### What you will do
Please transcribe the listing below in full and word for word, without its pictures.

### Information shown
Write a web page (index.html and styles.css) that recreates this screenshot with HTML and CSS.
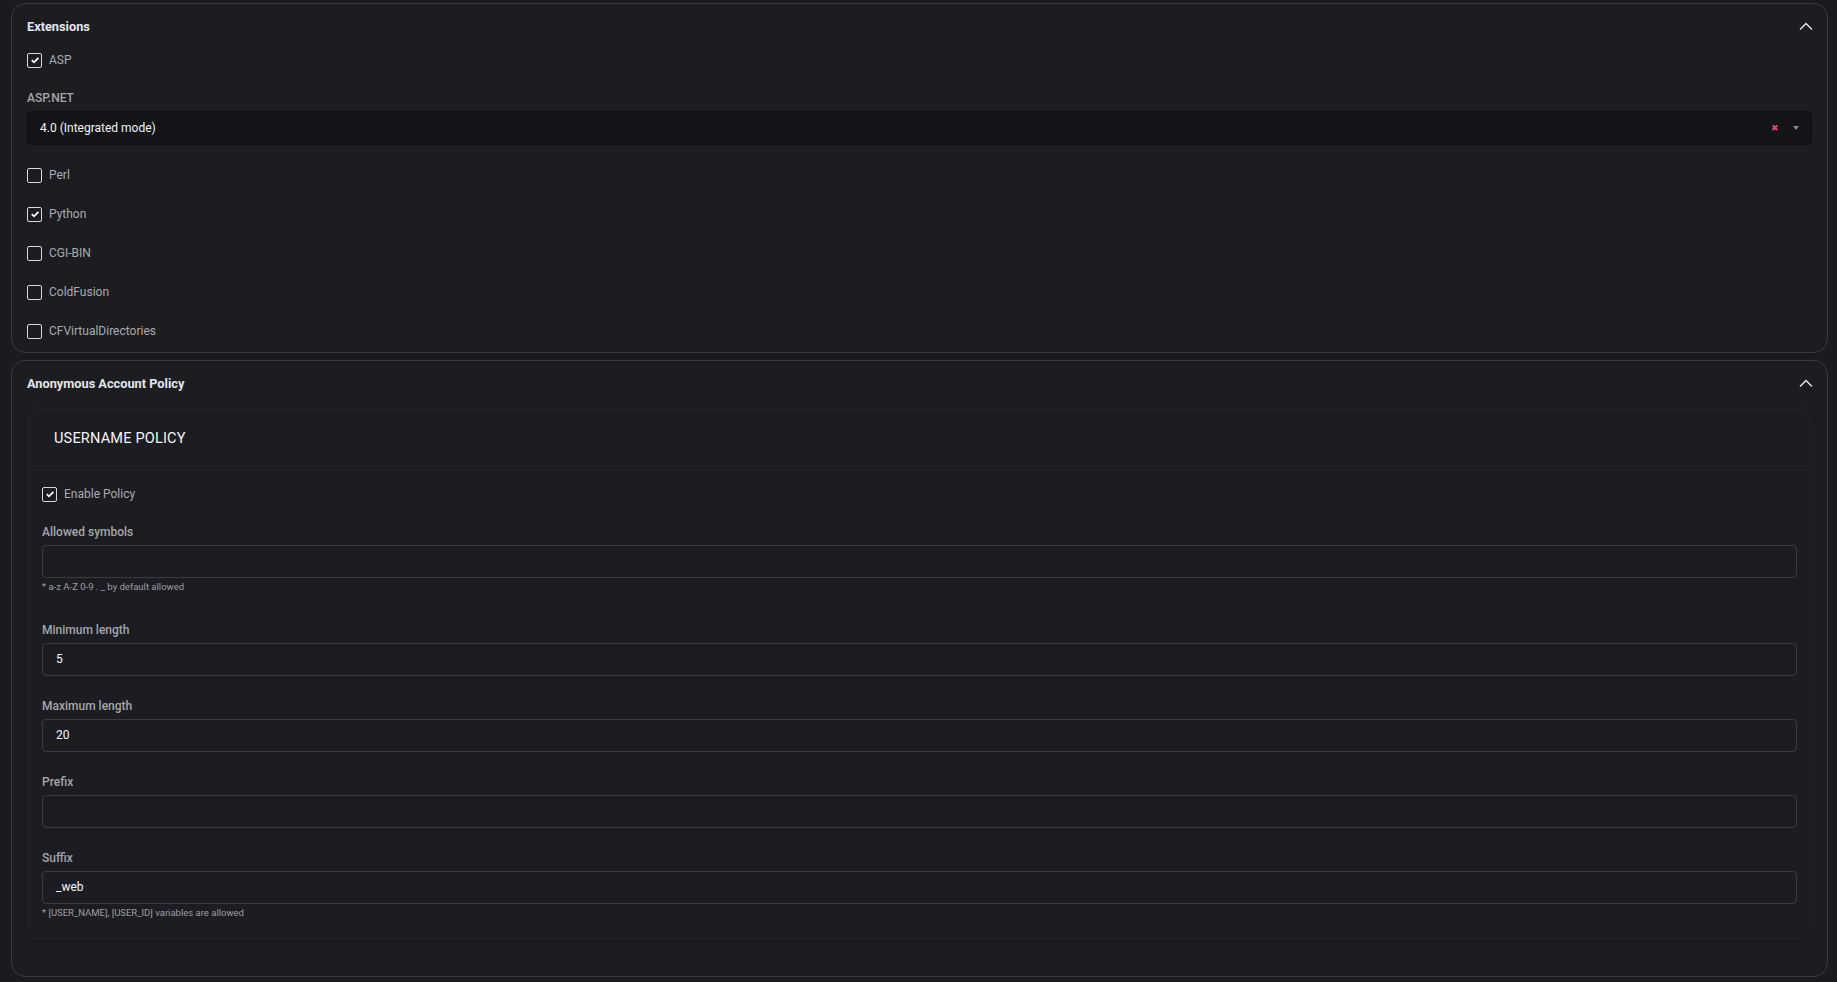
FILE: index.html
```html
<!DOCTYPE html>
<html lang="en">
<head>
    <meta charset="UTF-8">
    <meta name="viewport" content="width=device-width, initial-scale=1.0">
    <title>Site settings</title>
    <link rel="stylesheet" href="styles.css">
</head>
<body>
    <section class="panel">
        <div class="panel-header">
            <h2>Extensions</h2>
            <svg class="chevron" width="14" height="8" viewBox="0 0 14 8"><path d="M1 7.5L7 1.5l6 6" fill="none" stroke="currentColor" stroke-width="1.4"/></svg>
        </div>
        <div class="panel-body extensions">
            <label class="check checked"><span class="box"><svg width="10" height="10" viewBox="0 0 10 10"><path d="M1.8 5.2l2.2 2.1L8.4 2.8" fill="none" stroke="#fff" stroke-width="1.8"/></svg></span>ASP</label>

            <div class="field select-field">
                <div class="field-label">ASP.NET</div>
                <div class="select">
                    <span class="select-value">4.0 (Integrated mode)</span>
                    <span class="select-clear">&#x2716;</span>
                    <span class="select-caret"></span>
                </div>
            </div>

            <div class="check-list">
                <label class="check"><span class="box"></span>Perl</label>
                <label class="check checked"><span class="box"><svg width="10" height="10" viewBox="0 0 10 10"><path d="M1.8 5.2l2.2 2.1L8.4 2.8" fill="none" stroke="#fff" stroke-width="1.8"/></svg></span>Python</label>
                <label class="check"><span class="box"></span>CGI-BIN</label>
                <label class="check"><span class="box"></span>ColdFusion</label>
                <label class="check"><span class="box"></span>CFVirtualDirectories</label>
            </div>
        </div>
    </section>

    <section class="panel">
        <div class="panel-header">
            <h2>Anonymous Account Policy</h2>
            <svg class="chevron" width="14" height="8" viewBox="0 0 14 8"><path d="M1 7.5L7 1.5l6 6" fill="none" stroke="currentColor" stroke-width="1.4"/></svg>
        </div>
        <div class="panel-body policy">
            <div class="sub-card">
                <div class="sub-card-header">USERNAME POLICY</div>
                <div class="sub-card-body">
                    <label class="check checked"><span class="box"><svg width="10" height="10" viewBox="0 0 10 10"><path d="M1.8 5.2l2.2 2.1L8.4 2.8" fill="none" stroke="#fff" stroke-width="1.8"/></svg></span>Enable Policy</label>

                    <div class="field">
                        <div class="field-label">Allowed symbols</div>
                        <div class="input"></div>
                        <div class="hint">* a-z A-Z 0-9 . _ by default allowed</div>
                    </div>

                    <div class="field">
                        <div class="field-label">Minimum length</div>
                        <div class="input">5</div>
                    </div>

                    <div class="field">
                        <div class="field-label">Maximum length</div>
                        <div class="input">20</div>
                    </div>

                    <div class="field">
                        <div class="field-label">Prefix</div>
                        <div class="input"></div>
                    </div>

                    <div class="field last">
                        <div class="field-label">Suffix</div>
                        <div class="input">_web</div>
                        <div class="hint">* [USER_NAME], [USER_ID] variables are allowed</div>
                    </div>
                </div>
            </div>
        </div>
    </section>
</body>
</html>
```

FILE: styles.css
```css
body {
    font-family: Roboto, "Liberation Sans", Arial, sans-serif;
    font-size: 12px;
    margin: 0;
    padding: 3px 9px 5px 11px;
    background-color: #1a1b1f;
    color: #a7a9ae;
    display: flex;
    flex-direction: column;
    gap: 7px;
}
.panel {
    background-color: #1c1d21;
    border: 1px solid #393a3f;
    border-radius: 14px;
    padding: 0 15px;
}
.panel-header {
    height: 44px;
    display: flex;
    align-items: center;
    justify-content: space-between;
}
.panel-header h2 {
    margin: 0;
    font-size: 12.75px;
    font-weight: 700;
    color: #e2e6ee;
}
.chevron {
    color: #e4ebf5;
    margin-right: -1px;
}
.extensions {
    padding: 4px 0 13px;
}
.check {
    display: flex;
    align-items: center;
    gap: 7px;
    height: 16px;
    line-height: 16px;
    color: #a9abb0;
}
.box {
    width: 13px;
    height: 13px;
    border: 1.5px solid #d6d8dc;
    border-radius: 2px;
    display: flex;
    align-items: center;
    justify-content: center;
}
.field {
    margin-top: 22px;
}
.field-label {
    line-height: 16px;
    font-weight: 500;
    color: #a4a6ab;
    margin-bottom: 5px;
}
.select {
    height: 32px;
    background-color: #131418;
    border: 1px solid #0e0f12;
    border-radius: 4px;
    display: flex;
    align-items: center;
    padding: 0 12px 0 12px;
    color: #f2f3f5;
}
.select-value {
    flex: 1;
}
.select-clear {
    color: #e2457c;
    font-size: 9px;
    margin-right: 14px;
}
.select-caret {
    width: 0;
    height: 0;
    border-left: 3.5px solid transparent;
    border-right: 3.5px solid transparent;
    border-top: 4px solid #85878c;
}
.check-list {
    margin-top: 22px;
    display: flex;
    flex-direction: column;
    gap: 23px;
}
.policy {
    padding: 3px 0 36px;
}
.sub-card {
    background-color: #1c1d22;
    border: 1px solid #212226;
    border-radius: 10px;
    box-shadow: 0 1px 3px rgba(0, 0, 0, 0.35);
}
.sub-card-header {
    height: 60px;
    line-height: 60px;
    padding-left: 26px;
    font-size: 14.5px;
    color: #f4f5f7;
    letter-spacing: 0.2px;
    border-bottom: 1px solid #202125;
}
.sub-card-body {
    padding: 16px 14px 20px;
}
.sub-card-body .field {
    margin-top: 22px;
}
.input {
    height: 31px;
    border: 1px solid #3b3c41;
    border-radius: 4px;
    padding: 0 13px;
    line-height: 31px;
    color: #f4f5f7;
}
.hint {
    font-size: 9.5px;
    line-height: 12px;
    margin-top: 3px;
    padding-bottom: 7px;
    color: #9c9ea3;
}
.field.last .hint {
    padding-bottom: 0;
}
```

### Answer to the task
Write a web page (index.html and styles.css) that recreates this screenshot with HTML and CSS.
FILE: index.html
```html
<!DOCTYPE html>
<html lang="en">
<head>
    <meta charset="UTF-8">
    <meta name="viewport" content="width=device-width, initial-scale=1.0">
    <title>Site settings</title>
    <link rel="stylesheet" href="styles.css">
</head>
<body>
    <section class="panel">
        <div class="panel-header">
            <h2>Extensions</h2>
            <svg class="chevron" width="14" height="8" viewBox="0 0 14 8"><path d="M1 7.5L7 1.5l6 6" fill="none" stroke="currentColor" stroke-width="1.4"/></svg>
        </div>
        <div class="panel-body extensions">
            <label class="check checked"><span class="box"><svg width="10" height="10" viewBox="0 0 10 10"><path d="M1.8 5.2l2.2 2.1L8.4 2.8" fill="none" stroke="#fff" stroke-width="1.8"/></svg></span>ASP</label>

            <div class="field select-field">
                <div class="field-label">ASP.NET</div>
                <div class="select">
                    <span class="select-value">4.0 (Integrated mode)</span>
                    <span class="select-clear">&#x2716;</span>
                    <span class="select-caret"></span>
                </div>
            </div>

            <div class="check-list">
                <label class="check"><span class="box"></span>Perl</label>
                <label class="check checked"><span class="box"><svg width="10" height="10" viewBox="0 0 10 10"><path d="M1.8 5.2l2.2 2.1L8.4 2.8" fill="none" stroke="#fff" stroke-width="1.8"/></svg></span>Python</label>
                <label class="check"><span class="box"></span>CGI-BIN</label>
                <label class="check"><span class="box"></span>ColdFusion</label>
                <label class="check"><span class="box"></span>CFVirtualDirectories</label>
            </div>
        </div>
    </section>

    <section class="panel">
        <div class="panel-header">
            <h2>Anonymous Account Policy</h2>
            <svg class="chevron" width="14" height="8" viewBox="0 0 14 8"><path d="M1 7.5L7 1.5l6 6" fill="none" stroke="currentColor" stroke-width="1.4"/></svg>
        </div>
        <div class="panel-body policy">
            <div class="sub-card">
                <div class="sub-card-header">USERNAME POLICY</div>
                <div class="sub-card-body">
                    <label class="check checked"><span class="box"><svg width="10" height="10" viewBox="0 0 10 10"><path d="M1.8 5.2l2.2 2.1L8.4 2.8" fill="none" stroke="#fff" stroke-width="1.8"/></svg></span>Enable Policy</label>

                    <div class="field">
                        <div class="field-label">Allowed symbols</div>
                        <div class="input"></div>
                        <div class="hint">* a-z A-Z 0-9 . _ by default allowed</div>
                    </div>

                    <div class="field">
                        <div class="field-label">Minimum length</div>
                        <div class="input">5</div>
                    </div>

                    <div class="field">
                        <div class="field-label">Maximum length</div>
                        <div class="input">20</div>
                    </div>

                    <div class="field">
                        <div class="field-label">Prefix</div>
                        <div class="input"></div>
                    </div>

                    <div class="field last">
                        <div class="field-label">Suffix</div>
                        <div class="input">_web</div>
                        <div class="hint">* [USER_NAME], [USER_ID] variables are allowed</div>
                    </div>
                </div>
            </div>
        </div>
    </section>
</body>
</html>
```

FILE: styles.css
```css
body {
    font-family: Roboto, "Liberation Sans", Arial, sans-serif;
    font-size: 12px;
    margin: 0;
    padding: 3px 9px 5px 11px;
    background-color: #1a1b1f;
    color: #a7a9ae;
    display: flex;
    flex-direction: column;
    gap: 7px;
}
.panel {
    background-color: #1c1d21;
    border: 1px solid #393a3f;
    border-radius: 14px;
    padding: 0 15px;
}
.panel-header {
    height: 44px;
    display: flex;
    align-items: center;
    justify-content: space-between;
}
.panel-header h2 {
    margin: 0;
    font-size: 12.75px;
    font-weight: 700;
    color: #e2e6ee;
}
.chevron {
    color: #e4ebf5;
    margin-right: -1px;
}
.extensions {
    padding: 4px 0 13px;
}
.check {
    display: flex;
    align-items: center;
    gap: 7px;
    height: 16px;
    line-height: 16px;
    color: #a9abb0;
}
.box {
    width: 13px;
    height: 13px;
    border: 1.5px solid #d6d8dc;
    border-radius: 2px;
    display: flex;
    align-items: center;
    justify-content: center;
}
.field {
    margin-top: 22px;
}
.field-label {
    line-height: 16px;
    font-weight: 500;
    color: #a4a6ab;
    margin-bottom: 5px;
}
.select {
    height: 32px;
    background-color: #131418;
    border: 1px solid #0e0f12;
    border-radius: 4px;
    display: flex;
    align-items: center;
    padding: 0 12px 0 12px;
    color: #f2f3f5;
}
.select-value {
    flex: 1;
}
.select-clear {
    color: #e2457c;
    font-size: 9px;
    margin-right: 14px;
}
.select-caret {
    width: 0;
    height: 0;
    border-left: 3.5px solid transparent;
    border-right: 3.5px solid transparent;
    border-top: 4px solid #85878c;
}
.check-list {
    margin-top: 22px;
    display: flex;
    flex-direction: column;
    gap: 23px;
}
.policy {
    padding: 3px 0 36px;
}
.sub-card {
    background-color: #1c1d22;
    border: 1px solid #212226;
    border-radius: 10px;
    box-shadow: 0 1px 3px rgba(0, 0, 0, 0.35);
}
.sub-card-header {
    height: 60px;
    line-height: 60px;
    padding-left: 26px;
    font-size: 14.5px;
    color: #f4f5f7;
    letter-spacing: 0.2px;
    border-bottom: 1px solid #202125;
}
.sub-card-body {
    padding: 16px 14px 20px;
}
.sub-card-body .field {
    margin-top: 22px;
}
.input {
    height: 31px;
    border: 1px solid #3b3c41;
    border-radius: 4px;
    padding: 0 13px;
    line-height: 31px;
    color: #f4f5f7;
}
.hint {
    font-size: 9.5px;
    line-height: 12px;
    margin-top: 3px;
    padding-bottom: 7px;
    color: #9c9ea3;
}
.field.last .hint {
    padding-bottom: 0;
}
```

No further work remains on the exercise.